In a convoluted explanation of the “bad slip”, Pell said that in the 1990s, after he had left Ballarat, he “never liked reading in detail about these matters”.

“Things that were professionally necessary to know, I was completely ready to study them,” he said. “To suggest from that bad slip that I was somehow uninterested in the issue is completely contradicted by the whole of my life.”

Pell said he was viewed as an “evil, insensitive stereotype” and a “hate figure” but would not resign because it would be taken as an admission of guilt. Although, he said he would have to tender his resignation anyway when he turns 75 in June because of church protocol. His resignation may not be accepted.

In other revelations during Bolt’s one-hour interview, broadcast live from Rome on Sky News, Pell said he hopes to return to Australia again but not on a long haul flight because he has collapsed twice after such trips.

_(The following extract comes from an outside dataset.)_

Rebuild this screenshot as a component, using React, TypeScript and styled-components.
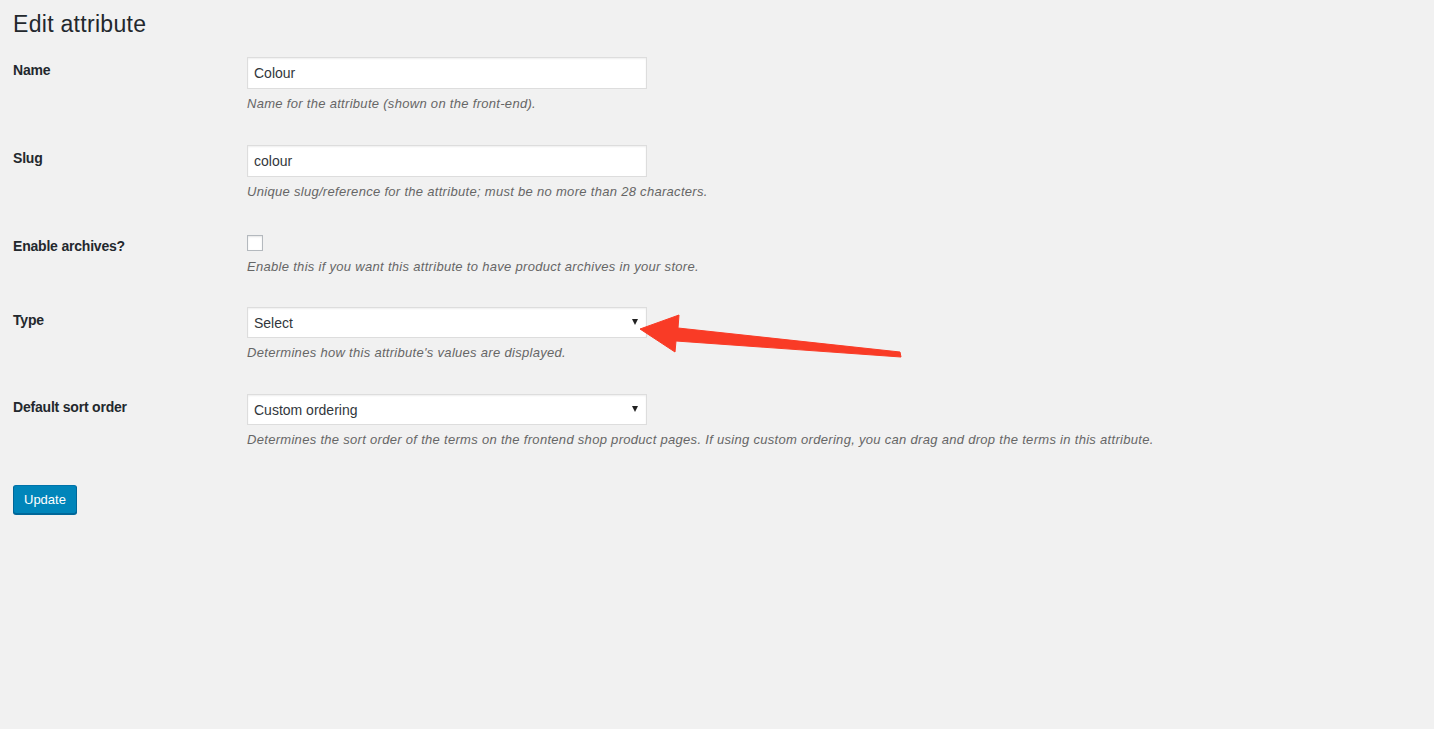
import styled, { createGlobalStyle } from 'styled-components';

const GlobalStyle = createGlobalStyle`
  html, body {
    margin: 0;
    padding: 0;
    background: #f1f1f1;
  }
  body {
    font-family: "Liberation Sans", Arial, sans-serif;
    color: #23282d;
  }
`;

const Page = styled.div`
  position: relative;
  width: 1434px;
  height: 729px;
  padding: 0 13px;
  box-sizing: border-box;
`;

const Title = styled.h1`
  margin: 0;
  padding: 9px 0 3px;
  font-size: 23px;
  font-weight: 400;
  letter-spacing: 0.3px;
  line-height: 30px;
  color: #23282d;
`;

const FormRow = styled.div<{ $compact?: boolean }>`
  display: grid;
  grid-template-columns: 234px 1fr;
  padding: 15px 0 ${(p) => (p.$compact ? '15px' : '16px')};
`;

const Label = styled.label`
  padding-top: 4px;
  font-size: 14px;
  font-weight: 700;
  letter-spacing: -0.2px;
  line-height: 18px;
  color: #23282d;
`;

const Field = styled.div`
  display: flex;
  flex-direction: column;
  align-items: flex-start;
`;

const TextInput = styled.input`
  width: 400px;
  height: 32px;
  box-sizing: border-box;
  margin: 0;
  padding: 0 6px;
  border: 1px solid #ddd;
  box-shadow: inset 0 1px 2px rgba(0, 0, 0, 0.07);
  background: #fff;
  font-family: inherit;
  font-size: 14px;
  color: #32373c;
  outline: none;
`;

const SelectBox = styled.div`
  width: 400px;
  height: 31px;
  box-sizing: border-box;
  display: flex;
  align-items: center;
  justify-content: space-between;
  padding: 0 8px 0 6px;
  border: 1px solid #ddd;
  box-shadow: inset 0 1px 2px rgba(0, 0, 0, 0.07);
  background: #fff;
  font-size: 14px;
  color: #32373c;
`;

const Caret = styled.span`
  width: 0;
  height: 0;
  margin-top: -2px;
  border-left: 3px solid transparent;
  border-right: 3px solid transparent;
  border-top: 6px solid #222;
`;

const Checkbox = styled.span`
  display: block;
  width: 16px;
  height: 16px;
  box-sizing: border-box;
  margin: 2px 0 1px;
  border: 1px solid #b4b9be;
  background: #fff;
  box-shadow: inset 0 1px 2px rgba(0, 0, 0, 0.1);
`;

const Description = styled.p`
  margin: 5px 0 0;
  font-size: 13px;
  font-style: italic;
  letter-spacing: 0.3px;
  line-height: 20px;
  color: #666;
`;

const SubmitRow = styled.div`
  padding-top: 19px;
`;

const PrimaryButton = styled.button`
  height: 29px;
  padding: 0 10px;
  border: 1px solid #0073aa;
  border-color: #0073aa #006799 #006799;
  border-radius: 3px;
  background: #0085ba;
  box-shadow: 0 1px 0 #006799;
  color: #fff;
  font-family: inherit;
  font-size: 13px;
  line-height: 26px;
  cursor: pointer;
`;

const Pointer = styled.svg`
  position: absolute;
  left: 0;
  top: 0;
  pointer-events: none;
`;

export default function App() {
  return (
    <Page>
      <GlobalStyle />
      <Title>Edit attribute</Title>

      <FormRow>
        <Label>Name</Label>
        <Field>
          <TextInput defaultValue="Colour" />
          <Description>Name for the attribute (shown on the front-end).</Description>
        </Field>
      </FormRow>

      <FormRow>
        <Label>Slug</Label>
        <Field>
          <TextInput defaultValue="colour" />
          <Description>
            Unique slug/reference for the attribute; must be no more than 28 characters.
          </Description>
        </Field>
      </FormRow>

      <FormRow $compact>
        <Label>Enable archives?</Label>
        <Field>
          <Checkbox />
          <Description>
            Enable this if you want this attribute to have product archives in your store.
          </Description>
        </Field>
      </FormRow>

      <FormRow>
        <Label>Type</Label>
        <Field>
          <SelectBox>
            <span>Select</span>
            <Caret />
          </SelectBox>
          <Description>Determines how this attribute's values are displayed.</Description>
        </Field>
      </FormRow>

      <FormRow>
        <Label>Default sort order</Label>
        <Field>
          <SelectBox>
            <span>Custom ordering</span>
            <Caret />
          </SelectBox>
          <Description>
            Determines the sort order of the terms on the frontend shop product pages. If using
            custom ordering, you can drag and drop the terms in this attribute.
          </Description>
        </Field>
      </FormRow>

      <SubmitRow>
        <PrimaryButton>Update</PrimaryButton>
      </SubmitRow>

      <Pointer width="1434" height="729" viewBox="0 0 1434 729">
        <polygon
          points="640,329 679,315 678,328 900,352 901,357 676,341 675,352"
          fill="#f93b26"
          stroke="#f93b26"
          strokeWidth="1"
          strokeLinejoin="round"
        />
      </Pointer>
    </Page>
  );
}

“I’ve had a pace maker fitted and angioplasty, both provoked by travel to Australia,” he said.

He also denied Victorian Premier at the time, Jeff Kennett, pushed him to set up an inquiry process into child sexual abuse, saying he already had the idea of a commission.

It was the Cardinal’s first interview since he completed four days of testimony to the commission.

Bolt has been a long-time defender of Pell and last month argued Pell was the victim of “one of the most vicious witch hunts to disgrace this country”.

But Bolt this week penned a piece in which he wrote that Australia’s most powerful Catholic was either a liar or “just dangerously indifferent to his responsibilities.”

It followed Pell’s testimony on Tuesday about when he learnt of the offending of notorious paedophile priest Gerald Ridsdale. “It’s a sad story and it wasn’t of much interest to me,” Pell said, prompting audible gasps.

Those words “will stain his reputation forever”, Bolt wrote in an apparent backflip. However, Bolt followed up with a piece in which he retreated from his criticism.